23andMe breach victims land $47m payout from firm’s new owner

Victims of the 2023 data breach at genetics testing firm 23andMe are to share a $46.75m (£35m) payout, after a California bankruptcy court ruled that the company’s new owner must compensate as many as 6.9 million people whose personal information was exposed.

The ruling, handed down on Tuesday, draws a line under one of the most damaging data breaches in consumer technology, and offers UK business owners a stark illustration of how a single security failure can help bring down a company once valued at $6bn.

Chrome Holding, which operates as the TTAM Research Institute, took control of 23andMe last year following the firm’s bankruptcy. It is run by 23andMe co-founder Anne Wojcicki, who won the company’s assets at a bankruptcy auction with a bid of $305m.

Under the ruling, the settlement will first be paid to Kroll Restructuring, which represents the victims, within five business days of Tuesday’s decision. Kroll will then distribute the funds. The appointment of firms such as Kroll is typical in corporate bankruptcy proceedings.
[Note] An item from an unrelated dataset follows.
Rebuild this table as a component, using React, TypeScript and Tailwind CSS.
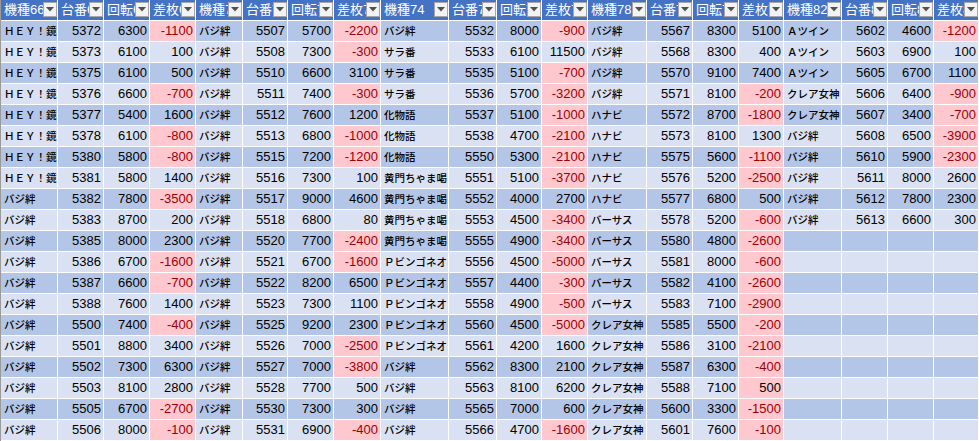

Business Matters has contacted the legal team representing the victims to ask how many people will receive the payout. Representatives of Chrome Holding and 23andMe have also been contacted for comment.

The road to Tuesday’s ruling began with a hack that, on paper, looked contained. 23andMe filed for bankruptcy early last year, roughly 18 months after hackers gained access to around 14,000 user accounts, a small fraction of its total user base.

The damage did not stop there. Because the platform connects users to their genetic relatives, the hackers were able to access the profiles of those users’ family members, giving them reach into millions of profiles hosted by the company.

And this was no ordinary customer database. 23andMe offered “comprehensive” genetic profiles of people who submitted their DNA, including markers relating to their health and family history, meaning some of the stolen information was highly personal and impossible to change once exposed.

The fallout landed on both sides of the Atlantic. In the UK, the Information Commissioner’s Office fined the company £2.31m, finding that 23andMe had failed to put adequate measures in place to secure sensitive user data before the incident.

In May, California’s Attorney General Rob Bonta sued the company following an investigation that found 23andMe “failed to take basic steps to protect users’ data”. Bonta also claimed the firm “lied to consumers about the severity of its 2023 data breach”.

For smaller firms tempted to file this under big-company problems, the direction of travel from regulators should give pause. The 23andMe penalty sits alongside the ICO’s £14m fine for outsourcer Capita over its own 2023 cyber-attack, evidence that the watchdog is increasingly willing to punish security failures with meaningful sums.

23andMe, for its part, continues to trade, selling DNA testing kits online under its new ownership. Founded in 2006 and floated in 2021, the company was once valued at $6bn but has never turned a profit.

For entrepreneurs, the lesson is uncomfortable but plain. Customer data is a liability as well as an asset, and as this week’s ruling shows, the bill for mishandling it can outlive the business itself.